La crise sanitaire oblige à se poser des questions sur le monde d'après. Est-ce qu'un club de football pro est une entreprise comme les autres ?... Cette question est souvent posée à travers le prisme économique et fiscal. Les deux aspects sont souvent liés.
Démontrer qu'un club de football pro n'est pas un business rentable n'est pas un exercice difficile. Tous les grands clubs sont fortement endettés et les faillites seraient très nombreuses si la loi s'appliquait avec rigueur. Les paradis fiscaux existent dans plusieurs pays. En France, les transferts de joueurs sont plus coûteux que dans les pays voisins. La concurrence est faussée, ce qui explique la revendication des dirigeants français à vouloir bénéficier d'une taxation plus avantageuse. Le business du football pro est très particulier. En effet, les coûts croissent plus vite que les recettes. Les revenus sont majoritairement ceux des droits TV complétés par quelques partenariats commerciaux. La billetterie et la vente des produits dérivés atteignent rarement plus de 25 % du budget global.
Ces dernières années, le marché des joueurs pro a explosé avec l'arrivée de quelques milliardaires et les fonds d'investissement. En France, le Qatar possède le PSG, les investisseurs étrangers sont propriétaires de Marseille, Nice, Monaco...quant aux fonds d'investissement ils gèrent dorénavant le LOSC, Bordeaux et le RC de Lens. A qui le tour ?... A court terme, au regard du contexte économique lié à la crise sanitaire nous pourrions voir d'autres clubs en grande fragilité passés sous bannière étrangère. Dans ce panorama, il faut souligner la situation de Strasbourg.
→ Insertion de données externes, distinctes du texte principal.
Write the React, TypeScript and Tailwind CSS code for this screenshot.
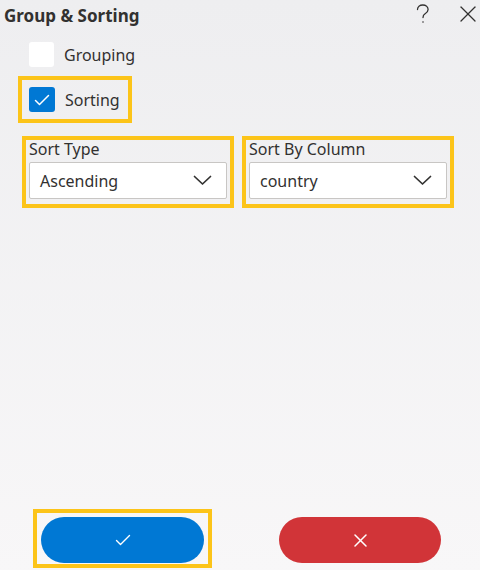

Ce club a été repris en 2011 par Marc Keller et une dizaine d'actionnaires. Actionnaire principal, l’ex-attaquant des Bleus a su attirer de nombreux partenaires locaux et permettre ainsi à ce club de retrouver sa place parmi l'élite. Nous espérons qu'une telle démarche inspire d'autres places fortes du football français.
La motivation des repreneurs étrangers et des fonds d'investissement n'est pas l'appât du gain compte tenu des résultats économiques. C'est bien l'image et l'attractivité de ce sport qui les motivent à investir. Toutefois, l'image n'est pas toujours porteuse lorsque les résultats ne sont pas au rendez vous. La pérennité de leur investissement devient alors très aléatoire.
Dans le football pro, il faut avoir de l'argent mais faire preuve aussi de cohérence managériale.
En cela, le foot pro ne diffère pas de ce que l'on peut observer dans d'autres secteurs d'activité. Toutefois, il est surprenant de voir certains repreneurs brûler les étapes et investir d'une manière inconsidérée. Hors de toute logique entrepreneuriale. L'échec le plus retentissant a été celui du Matra Racing. En 1982, Jean-Luc Lagardère ambitionne de faire de ce club un haut-lieu du football européen. Il fait signer des joueurs confirmés et talentueux comme Maxime Bossis, Pierre Littbarski, Enzo Francescoli, Luis Fernandez, David Ginola. Il prend Artur Jorge comme entraîneur. Cette opération va devenir très rapidement un fiasco sportif et financier de grande ampleur car le club ne va jamais être en mesure de construire une équipe compétitive. Plus grave encore, le club peine à attirer 10 000 spectateurs pour ses plus belles affiches. En 1989, l'aventure s'arrête piteusement. Lagardère reconnaît son échec. Il part sous le feu des critiques, accusé d’avoir gangrené le foot avec l’argent. C'est son plus grand échec en tant qu'entrepreneur. Lagardère découvre, à ses dépens, qu'un club de football pro n'est pas une entreprise comme les autres. Il est désolant de constater que cette leçon n'a pas évité de voir des dirigeants refaire une telle erreur.
Dans ce milieu, il faut savoir entreprendre avec passion et humilité. Garder à l'esprit que le football est un sport populaire. L'acteur clé de la réussite ce sont les supporters. Ils représentent le socle de l'institution...et pas une composante parmi d'autres. Certains dirigeants n'ont pas compris cette particularité. Ils continuent à manager sans tenir compte de ce que veulent ou peuvent apporter les supporters du club. La crise sanitaire montre bien que le football à huis clos est totalement désincarné. Sans supporters, le football perd de sa magie. Les joueurs sont les premiers à le reconnaître. Impossible de se sublimer devant des tribunes vides.
Il n'existe pas de grands clubs sans les supporters. Le Bayern de Munich affichent 300 000 adhérents. La réussite sportive n'est jamais le fruit du hasard. Pour ce club, elle repose sur ce socle extraordinaire de supporters et sur le partenariat avec les entreprises locales. Les individualités doivent se mettre au service du collectif... et pas l’inverse.
Le football pro n'est pas une entreprise comme les autres.